The Essay That's Inflaming the Right

Earlier this week, Rush Limbaugh devoted a significant chunk of his show to a sprawling essay by Angelo Codevilla in The American Spectator arguing that a vast American “ruling class” runs the country and shuts out dissenting views on every major issue. It circles the wagons around its liberal self, perpetuating its own ideas and protecting members of the club from competition on merit and a true marketplace of ideas.

A brief excerpt:

Today’s ruling class, from Boston to San Diego, was formed by an educational system that exposed them to the same ideas and gave them remarkably uniform guidance, as well as tastes and habits. These amount to a social canon of judgments about good and evil, complete with secular sacred history, sins (against minorities and the environment), and saints. Using the right words and avoiding the wrong ones when referring to such matters — speaking the “in” language — serves as a badge of identity. Regardless of what business or profession they are in, their road up included government channels and government money because, as government has grown, its boundary with the rest of American life has become indistinct. Many began their careers in government and leveraged their way into the private sector. Some, e.g., Secretary of the Treasury Timothy Geithner, never held a non-government job. Hence whether formally in government, out of it, or halfway, America’s ruling class speaks the language and has the tastes, habits, and tools of bureaucrats. It rules uneasily over the majority of Americans not oriented to government.

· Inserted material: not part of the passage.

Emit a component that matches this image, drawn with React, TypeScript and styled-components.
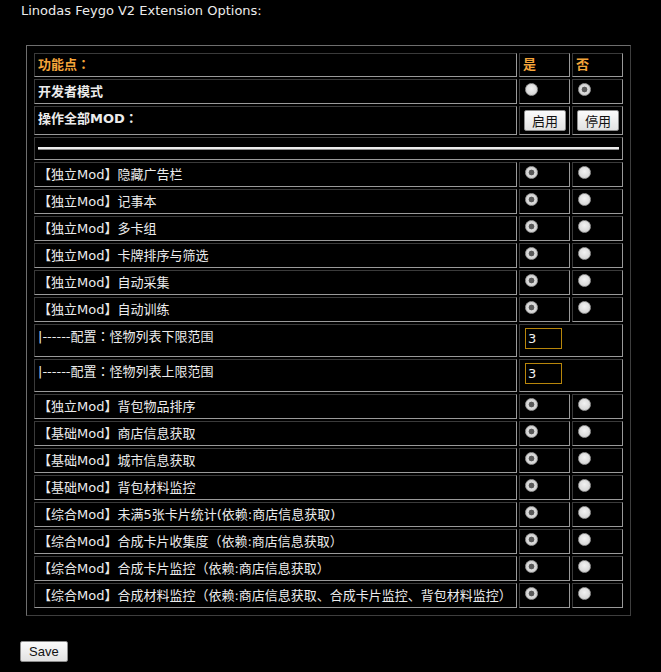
import React, { useState } from "react";
import styled, { createGlobalStyle } from "styled-components";

const GlobalStyle = createGlobalStyle`
  body {
    margin: 0;
    background: #000;
    color: #ececec;
    font-family: "DejaVu Sans", "Noto Sans CJK SC", sans-serif;
    font-size: 13px;
  }
`;

type Row =
  | { kind: "mod"; label: string; on: boolean }
  | { kind: "config"; label: string; value: string };

const rows: Row[] = [
  { kind: "mod", label: "【独立Mod】隐藏广告栏", on: true },
  { kind: "mod", label: "【独立Mod】记事本", on: true },
  { kind: "mod", label: "【独立Mod】多卡组", on: true },
  { kind: "mod", label: "【独立Mod】卡牌排序与筛选", on: true },
  { kind: "mod", label: "【独立Mod】自动采集", on: true },
  { kind: "mod", label: "【独立Mod】自动训练", on: true },
  { kind: "config", label: "|------配置：怪物列表下限范围", value: "3" },
  { kind: "config", label: "|------配置：怪物列表上限范围", value: "3" },
  { kind: "mod", label: "【独立Mod】背包物品排序", on: true },
  { kind: "mod", label: "【基础Mod】商店信息获取", on: true },
  { kind: "mod", label: "【基础Mod】城市信息获取", on: true },
  { kind: "mod", label: "【基础Mod】背包材料监控", on: true },
  { kind: "mod", label: "【综合Mod】未满5张卡片统计(依赖:商店信息获取)", on: true },
  { kind: "mod", label: "【综合Mod】合成卡片收集度（依赖:商店信息获取）", on: true },
  { kind: "mod", label: "【综合Mod】合成卡片监控（依赖:商店信息获取）", on: true },
  {
    kind: "mod",
    label: "【综合Mod】合成材料监控（依赖:商店信息获取、合成卡片监控、背包材料监控）",
    on: true,
  },
];

const Page = styled.div`
  padding: 2px 0 0 21px;
`;

const Title = styled.div`
  line-height: 17px;
`;

const OptionsBox = styled.div`
  box-sizing: border-box;
  width: 605px;
  margin: 26px 0 0 5px;
  padding: 5px;
  border: 1px solid;
  border-color: #6e6e6e #3e3e3e #3e3e3e #6e6e6e;
`;

const Table = styled.table`
  width: 100%;
  table-layout: fixed;
  border-collapse: separate;
  border-spacing: 2px;
`;

const Cell = styled.td<{ $narrow?: boolean }>`
  padding: 3px;
  border: 1px solid;
  border-color: #3a3a3a #9a9a9a #9a9a9a #3a3a3a;
  vertical-align: top;
  line-height: 17px;
  white-space: nowrap;
  ${(p) => (p.$narrow ? "width: 43px;" : "")}
`;

const HeadCell = styled(Cell).attrs({ as: "th" })`
  text-align: left;
  color: #f5a53a;
  font-weight: bold;
  line-height: 16px;
`;

const Strong = styled.span`
  font-weight: bold;
`;

// full-width colon drawn centred, as in the traditional glyph
const Colon = styled.span`
  font-family: "Noto Sans CJK TC", sans-serif;
  line-height: 0;
`;

const Radio = styled.input.attrs({ type: "radio" })`
  appearance: none;
  display: block;
  box-sizing: border-box;
  width: 13px;
  height: 13px;
  margin: 0 0 0 2px;
  border-radius: 50%;
  border: 1px solid #9c9c9c;
  background: radial-gradient(circle at 50% 40%, #f2f2f2, #cdcdcd);
  &:checked {
    background: radial-gradient(circle, #5a5a5a 0 2.6px, #dcdcdc 3.2px, #c9c9c9);
  }
`;

const ToggleButton = styled.button`
  display: block;
  height: 21px;
  margin-left: 1px;
  padding: 0 7px;
  border: 1px solid #8c8c8c;
  border-radius: 2px;
  background: linear-gradient(#fbfbfb, #e2e2e2);
  color: #111;
  font-family: "Noto Sans CJK SC", sans-serif;
  font-size: 13px;
  line-height: 19px;
`;

const Divider = styled.div`
  margin: 6px 0;
  height: 0;
  border-top: 2px solid #ececec;
  border-bottom: 1px solid #8a8a8a;
`;

const NumberInput = styled.input`
  display: block;
  box-sizing: border-box;
  width: 37px;
  height: 21px;
  margin: 0 0 4px 2px;
  padding: 0 2px;
  border: 1px solid #b8860b;
  background: #000;
  color: #f2f2f2;
  font-family: "DejaVu Sans", sans-serif;
  font-size: 13px;
  outline: none;
`;

const SaveButton = styled.button`
  margin: 25px 0 0 -1px;
  height: 21px;
  padding: 0 8px;
  border: 1px solid #8c8c8c;
  border-radius: 2px;
  background: linear-gradient(#fbfbfb, #e2e2e2);
  color: #111;
  font-family: "Liberation Sans", Arial, sans-serif;
  font-size: 13px;
`;

const Label = ({ text }: { text: string }) => {
  const parts = text.split("：");
  return (
    <>
      {parts.map((p, i) => (
        <React.Fragment key={i}>
          {i > 0 && <Colon>：</Colon>}
          {p}
        </React.Fragment>
      ))}
    </>
  );
};

const App = () => {
  const [devMode, setDevMode] = useState(false);
  const [mods, setMods] = useState<boolean[]>(rows.map((r) => (r.kind === "mod" ? r.on : false)));

  const setMod = (i: number, v: boolean) => {
    setMods((prev) => prev.map((m, j) => (j === i ? v : m)));
  };

  return (
    <Page>
      <GlobalStyle />
      <Title>Linodas Feygo V2 Extension Options:</Title>
      <OptionsBox>
        <Table>
          <tbody>
            <tr>
              <HeadCell>
                <Label text="功能点：" />
              </HeadCell>
              <HeadCell $narrow>是</HeadCell>
              <HeadCell $narrow>否</HeadCell>
            </tr>
            <tr>
              <Cell>
                <Strong>开发者模式</Strong>
              </Cell>
              <Cell>
                <Radio name="dev" checked={devMode} onChange={() => setDevMode(true)} />
              </Cell>
              <Cell>
                <Radio name="dev" checked={!devMode} onChange={() => setDevMode(false)} />
              </Cell>
            </tr>
            <tr>
              <Cell>
                <Strong>
                  <Label text="操作全部MOD：" />
                </Strong>
              </Cell>
              <Cell>
                <ToggleButton onClick={() => setMods(mods.map(() => true))}>启用</ToggleButton>
              </Cell>
              <Cell>
                <ToggleButton onClick={() => setMods(mods.map(() => false))}>停用</ToggleButton>
              </Cell>
            </tr>
            <tr>
              <Cell colSpan={3}>
                <Divider />
              </Cell>
            </tr>
            {rows.map((row, i) =>
              row.kind === "config" ? (
                <tr key={i}>
                  <Cell>
                    <Label text={row.label} />
                  </Cell>
                  <Cell colSpan={2}>
                    <NumberInput defaultValue={row.value} />
                  </Cell>
                </tr>
              ) : (
                <tr key={i}>
                  <Cell>{row.label}</Cell>
                  <Cell>
                    <Radio name={"mod" + i} checked={mods[i]} onChange={() => setMod(i, true)} />
                  </Cell>
                  <Cell>
                    <Radio name={"mod" + i} checked={!mods[i]} onChange={() => setMod(i, false)} />
                  </Cell>
                </tr>
              )
            )}
          </tbody>
        </Table>
      </OptionsBox>
      <SaveButton>Save</SaveButton>
    </Page>
  );
};

export default App;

This is pretty innocuous stuff, but it comes near the beginning. If you read on, you discover that this Progressive ruling class wants to reorder the family, ruin businesses and social institutions it dislikes, and drive God out of public life, among other crimes against American values.

The tragedy of Codevilla’s essay is that it takes serious, legitimate grievances with our broken political system and turns them into culture war red meat. It spins elaborate, conspiratorial fantasies about the malicious motives of this “ruling class,” and then tries to pin them all on “progressives.” We don’t get anything close to a serious accounting of the failures of institutions ranging from government agencies to Wall Street to Congress. We only get that it’s all a big plot, and if you dig deep enough you’ll find liberals at the bottom of it—exactly what people like Rush Limbaugh and his listeners want to hear.

Magazines on the right should be deeply exploring the discontent of the “country class,” as Codevilla dubs it, and trying to determine how best to address those problems in a modern republic. But instead, this piece goes the route of the Tea Party: it lays the blame on fictitious bogeymen and allows the establishment to dismiss its grievances on the cheap.